US-listed shipping stocks closed the first quarter up nearly 40% on average as investors flooded into the sector after shunning it for much of Covid-plagued 2020. Jefferies lead shipping analyst Randy Giveans called it a “record” performance by shipping during his years of coverage, as 31 of the 32 stocks under his research gained ground. Shipping dramatically outperformed both the S&P 500, which lifted 7%, and the Russell 2000 index of small-cap stocks, which climbed 14.1%. The strongest performance came in markets where hire rates staged a comeback from the depressed levels at the pit of the pandemic.

Dry bulk stocks led the way with an average 68% gain, while containerships followed close behind with a 61% surge. “Dry bulk rates rallied to multi-year highs, beating everyone’s expectations in what is historically a relatively weak quarter of the year,” Giveans said in a message to TradeWinds. “Container rates hit record highs and containership charter rates climbed almost every week, reaching decade-high levels.”

But what happened in tankers might prove even more interesting than the gains on the dry side. Listings there climbed an average of 29% at a time when operators in many sectors are struggling below their financial breakevens as inventory destocking stemming from the 2020 oil glut continues to take a toll on rates. The apparent takeaway: investors perceive tankers to have hit bottom and are starting to move into the stocks in anticipation of a rates rebound similar to that seen in the dry trades. “For the quarter ahead, tanker rates will be driven primarily by OPEC production and refinery utilisation, both of which will be driven by economic recovery,” Giveans said. “Regardless of rates volatility in the second quarter, we expect a much-improved tanker rate environment in year’s second half, as global demand, crude oil production and refinery utilisation increase in the coming months.”

As for performance by individual owners, listings in dry bulk and containerships dominated the top of the list. Greek boxship owner Danaos Corp and Angeliki Frangou’s Navios Maritime Partners – which controls both bulkers and containerships – both logged triple-digit gains at 137% and 110%, respectively. Dry owners Safe Bulkers at 88.5%, Eagle Bulk at 87.2%, Star Bulk at 64.1% and Diana Shipping at 59.1% all made the top ten climbers. So did boxship owner and 2020 IPO debutante Zim Integrated Shipping Services, which notched a 76.5% rally.

Tankers were represented in clean products by Scorpio Tankers at 66.5% and Diamond S Shipping at 54.2%. Diamond trades both clean and dirty and is set to be acquired by New York-listed International Seaways. In the gas trades, LNG companies fared better with a 24% average gain against 4% for LPG names.

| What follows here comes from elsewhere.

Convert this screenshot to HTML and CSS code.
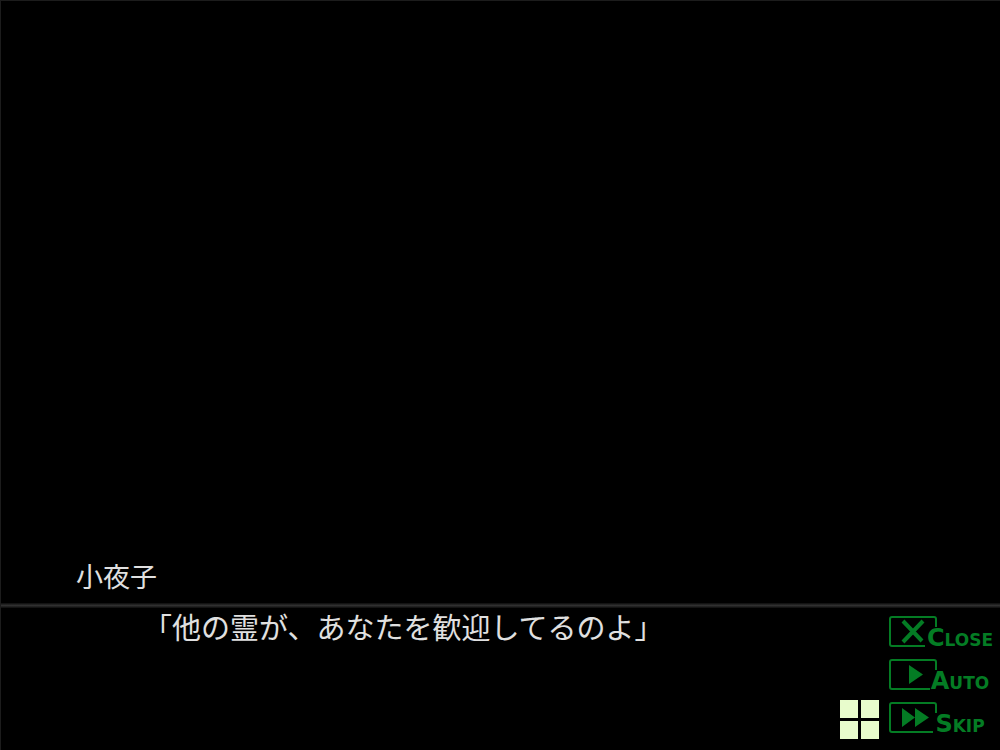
FILE: index.html
```html
<!DOCTYPE html>
<html lang="ja">

<head>
    <meta charset="UTF-8">
    <meta name="viewport" content="width=device-width, initial-scale=1.0">
    <title>小夜子</title>
    <link rel="stylesheet" href="styles.css">
</head>

<body>
    <main class="screen">
        <div class="scene"></div>
        <div class="speaker">小夜子</div>
        <div class="divider"></div>
        <section class="message">
            <p class="line">「他の霊が、あなたを歓迎してるのよ」</p>

            <!-- Click-to-continue marker -->
            <div class="cursor">
                <span></span>
                <span></span>
                <span></span>
                <span></span>
            </div>

            <div class="controls">
                <button type="button" class="control">
                    <svg class="icon" width="48" height="31" viewBox="0 0 48 31">
                        <path class="frame" d="M47 11V3Q47 1 45 1H3Q1 1 1 3V28Q1 30 3 30H36" />
                        <path class="cross" d="M14 5L33 25M34 5L14 26" />
                    </svg>
                    <span class="label">Close</span>
                </button>
                <button type="button" class="control">
                    <svg class="icon" width="48" height="31" viewBox="0 0 48 31">
                        <path class="frame" d="M47 11V3Q47 1 45 1H3Q1 1 1 3V28Q1 30 3 30H41" />
                        <path class="solid" d="M20 6V25L34 15.500Z" />
                    </svg>
                    <span class="label">Auto</span>
                </button>
                <button type="button" class="control">
                    <svg class="icon" width="48" height="31" viewBox="0 0 48 31">
                        <path class="frame" d="M47 11V3Q47 1 45 1H3Q1 1 1 3V28Q1 30 3 30H44" />
                        <path class="solid" d="M13 6V25L26 15.500ZM26 6V25L40 15.500Z" />
                    </svg>
                    <span class="label">Skip</span>
                </button>
            </div>
        </section>
    </main>
</body>

</html>
```

FILE: styles.css
```css
* {
    box-sizing: border-box;
}

body {
    margin: 0;
    background-color: #000;
    color: #e0e0e0;
    font-family: "Noto Sans CJK JP", sans-serif;
}

.screen {
    display: flex;
    flex-direction: column;
    min-height: 100vh;
    border-top: 1px solid #1c1c1c;
    border-left: 1px solid #1c1c1c;
}

.scene {
    flex: 1;
}

.speaker {
    padding-left: 75px;
    margin-bottom: 7px;
    font-size: 27px;
    line-height: 40px;
}

.divider {
    height: 5px;
    background: linear-gradient(#0c0c0c, #303030, #0c0c0c);
}

.message {
    display: flex;
    min-height: 142px;
    padding: 0 3px 0 142px;
}

.line {
    flex: 1;
    margin: 0;
    font-size: 29px;
    line-height: 36px;
}

.cursor {
    display: grid;
    grid-template-columns: 18px 18px;
    gap: 3px;
    align-self: flex-end;
    margin: 0 10px 11px 0;
}

.cursor span {
    height: 18px;
    background-color: #e8fccc;
}

.controls {
    display: flex;
    flex-direction: column;
    gap: 12px;
    padding-top: 8px;
}

.control {
    position: relative;
    width: 108px;
    height: 31px;
    padding: 0;
    border: none;
    background: none;
    color: #047c24;
    text-align: left;
    cursor: pointer;
}

.control:hover {
    color: #12b03c;
}

.icon {
    display: block;
}

.frame {
    fill: none;
    stroke: currentColor;
    stroke-width: 2;
}

.cross {
    fill: none;
    stroke: currentColor;
    stroke-width: 4;
}

.solid {
    fill: currentColor;
}

/* The label lies over the open corner of the frame */
.label {
    position: absolute;
    right: 0;
    bottom: -5px;
    width: 74px;
    font-family: "DejaVu Sans", sans-serif;
    font-size: 24px;
    font-weight: bold;
    font-variant: small-caps;
    line-height: 28px;
    text-align: center;
    white-space: nowrap;
}
```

Despite the huge gains by bulker and containership owners, Giveans has made clear he believe both sectors have more room to run in terms of share prices. “Dry bulk rates should remain firm as demand growth is expected across all dry bulk commodities, including coal,” Giveans said. “We expect capesize rates to climb in the near-term while panamax/supramax rates fade slightly, resulting in capesizes to be the leading asset class during the rest of the year.”

On the containership side, Giveans expects rates to remain “elevated” amid GDP growth and consumer spending. “As container spot and term rates remain near record levels, charter durations could extend to 24-36 months,” he said. LPG player Navigator Holdings was the lone owner not to share in shipping’s first-quarter fun, as shares sank 16.4%.